I still do not see what your (1,0,0) vector is.

But what I see is that your negative result aplies directly to my construction. If I chose my vector to be

$$(\xi_{-1}, \xi_0, \xi_{+1}) = (\xi_{-1}, \xi_0, 0)$$ this cannot be solved. By setting $$\xi_{+1} = 0$$ it follows that $$\sin\beta = 0$$ which immediately results in $$\xi_{-1} = 0$$, too.

Therefore even with my relaxed construction introducting a free phase the mapping is not possible. That means that all vectors in R³ can be rotated into each other using rotation matrices with appropriate Euler angles, but that this does not carry over to spin in general.

That comes as a surprise as it means that there exists properties of vectors in R³ which do not carry over to the j=1 vector representation of SO(3).
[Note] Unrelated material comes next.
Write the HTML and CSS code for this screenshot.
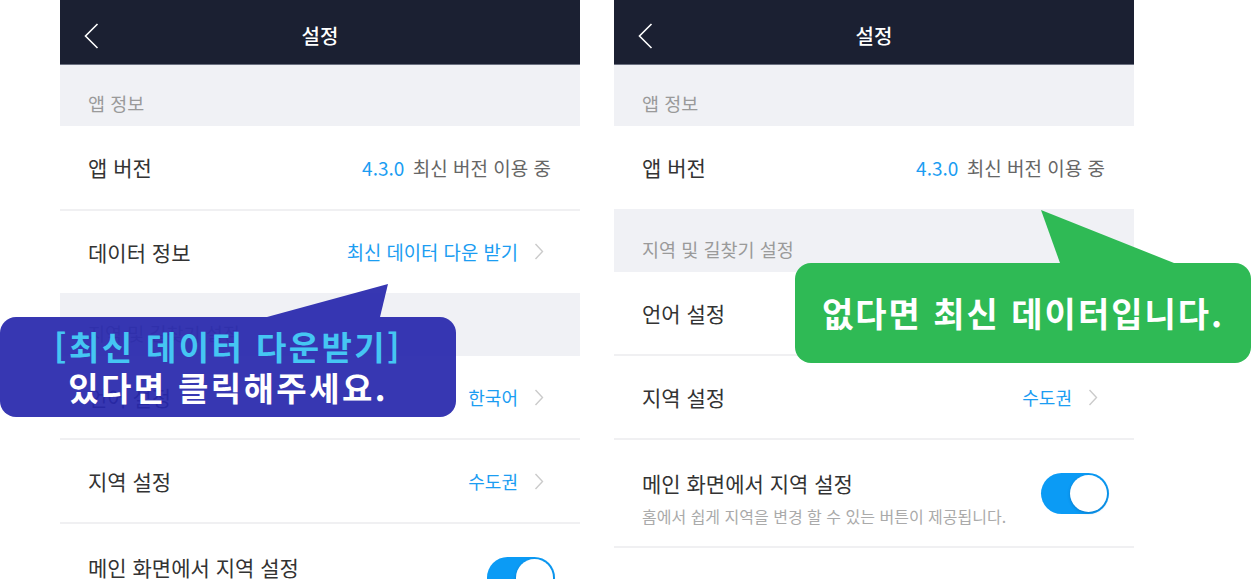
FILE: index.html
```html
<!DOCTYPE html>
<html lang="ko">
<head>
    <meta charset="UTF-8">
    <meta name="viewport" content="width=device-width, initial-scale=1.0">
    <title>설정 - 데이터 정보</title>
    <link rel="stylesheet" href="styles.css">
</head>
<body>
    <div class="stage">
        <!-- left screen -->
        <div class="phone">
            <header class="topbar">
                <svg class="back" width="15" height="26" viewBox="0 0 15 26"><polyline points="13.5,1 1.5,13 13.5,25" fill="none" stroke="#fff" stroke-width="1.6"/></svg>
                <h1>설정</h1>
                <span></span>
            </header>
            <div class="section first">앱 정보</div>
            <div class="row version">
                <span class="label">앱 버전</span>
                <span class="value"><em>4.3.0</em> 최신 버전 이용 중</span>
            </div>
            <div class="row">
                <span class="label">데이터 정보</span>
                <span class="link big">최신 데이터 다운 받기<svg class="chev" width="10" height="17" viewBox="0 0 10 17"><polyline points="1.5,1 8.5,8.5 1.5,16" fill="none" stroke="#cbcbcb" stroke-width="1.4"/></svg></span>
            </div>
            <div class="section">지역 및 길찾기 설정</div>
            <div class="row">
                <span class="label">언어 설정</span>
                <span class="link">한국어<svg class="chev" width="10" height="17" viewBox="0 0 10 17"><polyline points="1.5,1 8.5,8.5 1.5,16" fill="none" stroke="#cbcbcb" stroke-width="1.4"/></svg></span>
            </div>
            <div class="row">
                <span class="label">지역 설정</span>
                <span class="link">수도권<svg class="chev" width="10" height="17" viewBox="0 0 10 17"><polyline points="1.5,1 8.5,8.5 1.5,16" fill="none" stroke="#cbcbcb" stroke-width="1.4"/></svg></span>
            </div>
            <div class="row tall">
                <div class="text">
                    <span class="label">메인 화면에서 지역 설정</span>
                    <span class="sub">홈에서 쉽게 지역을 변경 할 수 있는 버튼이 제공됩니다.</span>
                </div>
                <span class="toggle on"><span class="knob"></span></span>
            </div>
        </div>

        <!-- right screen -->
        <div class="phone">
            <header class="topbar">
                <svg class="back" width="15" height="26" viewBox="0 0 15 26"><polyline points="13.5,1 1.5,13 13.5,25" fill="none" stroke="#fff" stroke-width="1.6"/></svg>
                <h1>설정</h1>
                <span></span>
            </header>
            <div class="section first">앱 정보</div>
            <div class="row version">
                <span class="label">앱 버전</span>
                <span class="value"><em>4.3.0</em> 최신 버전 이용 중</span>
            </div>
            <div class="section">지역 및 길찾기 설정</div>
            <div class="row">
                <span class="label">언어 설정</span>
                <span class="link">한국어<svg class="chev" width="10" height="17" viewBox="0 0 10 17"><polyline points="1.5,1 8.5,8.5 1.5,16" fill="none" stroke="#cbcbcb" stroke-width="1.4"/></svg></span>
            </div>
            <div class="row">
                <span class="label">지역 설정</span>
                <span class="link">수도권<svg class="chev" width="10" height="17" viewBox="0 0 10 17"><polyline points="1.5,1 8.5,8.5 1.5,16" fill="none" stroke="#cbcbcb" stroke-width="1.4"/></svg></span>
            </div>
            <div class="row tall last">
                <div class="text">
                    <span class="label">메인 화면에서 지역 설정</span>
                    <span class="sub">홈에서 쉽게 지역을 변경 할 수 있는 버튼이 제공됩니다.</span>
                </div>
                <span class="toggle on"><span class="knob"></span></span>
            </div>
        </div>

        <!-- callouts over the screens -->
        <div class="callout blue">
            <p class="hl">[최신 데이터 다운받기]</p>
            <p>있다면 클릭해주세요.</p>
        </div>
        <div class="callout green">
            <p>없다면 최신 데이터입니다.</p>
        </div>
    </div>
</body>
</html>
```

FILE: styles.css
```css
:root {
    --navy: #1b2032;
    --gray-bg: #f0f1f5;
    --blue: #1b9df2;
    --divider: #f0f0f2;
}

* {
    margin: 0;
    padding: 0;
    box-sizing: border-box;
}

body {
    font-family: "Noto Sans CJK KR", "Noto Sans", sans-serif;
    background: #fff;
    color: #333;
    width: 1251px;
    height: 579px;
    overflow: hidden;
}

.stage {
    position: relative;
    display: flex;
    gap: 34px;
    padding-left: 60px;
    height: 579px;
}

.phone {
    width: 520px;
    height: 579px;
    overflow: hidden;
    background: #fff;
}

/* header */
.topbar {
    height: 65px;
    padding: 8px 24px 0;
    background: var(--navy);
    border-bottom: 1px solid #6b7080;
    display: grid;
    grid-template-columns: 1fr auto 1fr;
    align-items: center;
}

.topbar h1 {
    color: #fff;
    font-size: 20px;
    font-weight: 500;
    line-height: 1;
}

.back {
    display: block;
}

/* sections and rows */
.section {
    height: 63px;
    background: var(--gray-bg);
    color: #9a9a9a;
    font-size: 18.5px;
    line-height: 1;
    padding: 0 28px 14px;
    display: flex;
    align-items: flex-end;
}

.section.first {
    height: 61px;
}

.row {
    height: 82px;
    padding: 0 36px 0 28px;
    display: flex;
    align-items: center;
    justify-content: space-between;
}

.row + .row {
    height: 84px;
    border-top: 2px solid var(--divider);
}

.row.version {
    height: 83px;
    padding-right: 29px;
}

.row.tall {
    height: 109px;
    padding-right: 25px;
}

.row.last {
    border-bottom: 2px solid var(--divider);
    height: 110px;
}

.label {
    font-size: 21px;
    line-height: 1;
    color: #333;
}

.value {
    font-size: 19px;
    line-height: 1;
    color: #666;
}

.value em {
    font-style: normal;
    color: var(--blue);
    margin-right: 3px;
}

.link {
    display: flex;
    align-items: center;
    gap: 16px;
    font-size: 18px;
    line-height: 1;
    color: var(--blue);
}

.link.big {
    font-size: 18.8px;
}

.chev {
    display: block;
}

.text {
    display: flex;
    flex-direction: column;
    gap: 14px;
    padding-top: 10px;
}

.sub {
    font-size: 16px;
    line-height: 1;
    color: #aaa;
}

/* switch */
.toggle {
    width: 68px;
    height: 41px;
    border-radius: 21px;
    background: #0b9bf5;
    display: flex;
    align-items: center;
    justify-content: flex-end;
    padding: 2px;
}

.knob {
    width: 37px;
    height: 37px;
    border-radius: 50%;
    background: #fff;
    box-shadow: 0 1px 3px rgba(0, 60, 120, 0.35);
}

/* callout bubbles */
.callout {
    position: absolute;
    height: 100px;
    width: 456px;
    border-radius: 16px;
    display: flex;
    flex-direction: column;
    align-items: center;
    justify-content: center;
    color: #fff;
    font-weight: 700;
    text-align: center;
}

.callout::before {
    content: "";
    position: absolute;
}

.callout.blue {
    left: 0;
    top: 317px;
    background: rgba(40, 40, 172, 0.93);
    font-size: 33px;
    letter-spacing: 2.4px;
    line-height: 41px;
}

.callout.blue::before {
    left: 267px;
    top: -33px;
    width: 121px;
    height: 33px;
    background: rgba(40, 40, 172, 0.93);
    clip-path: polygon(0 100%, 100% 0, 113px 100%);
}

.callout.blue .hl {
    color: #45c6f3;
}

.callout.green {
    left: 795px;
    top: 263px;
    background: #2fba55;
    font-size: 34px;
    letter-spacing: 2px;
    line-height: 1;
}

.callout.green::before {
    left: 246px;
    top: -53px;
    width: 133px;
    height: 53px;
    background: #2fba55;
    clip-path: polygon(19px 100%, 0 0, 100% 100%);
}
```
How can it be that this representation is faithful on the level of R => D[R] but not on the level of the vector space the group acts on?

 

[kof9595995]

$$\[\left[ \begin{array}{l} 1 \\ 0 \\ 0 \\ \end{array} \right]\]$$ is just the m=1 state, and $$\[\left[ \begin{array}{l} 0 \\ 1 \\ 0 \\ \end{array} \right]\]$$is the m=0 state. And I'm also quite surprised after the calculation :)

 

[kof9595995]

I find there's an intuition here, if you draw the vetors S and Sz by "line and arrow" on the paper, for |j,m>=|1,1> you get a cone, while for |j,m>=|1,0> you get a flat disc, and we know a rotation can never change the shape of a figure, so |1,1> can not be rotated to |1,0>. If this intuition holds for j=2, I suppose |2,2> cannot be rotated to |2,1> or |2,0> either.

 

[tom.stoer]

I agree ...

.. but my intuition told me that "faithful" means "faithful including aspects regarding the underlying vector spaces". And this intuition is not bad either ...

 

[DrDu]

I also don't see how to rotate z into x+iy.

 

[DrDu]

The mathematical term for the behaviour you we are discussing is probably that the rotation group does not act transitively on the complex vector space spanned by the |j,m> with fixed j.

 

[tom.stoer]

So that means that there are "equivalence classes" in the 2j+1 dim. Hilbert space which are defined by equivalence regarding D-rotation.

The next questions are: how many equivalence classes are there? And do they have a mathematical or physical meaning?

 

[DrDu]

These equivalence classes are called orbits, I think.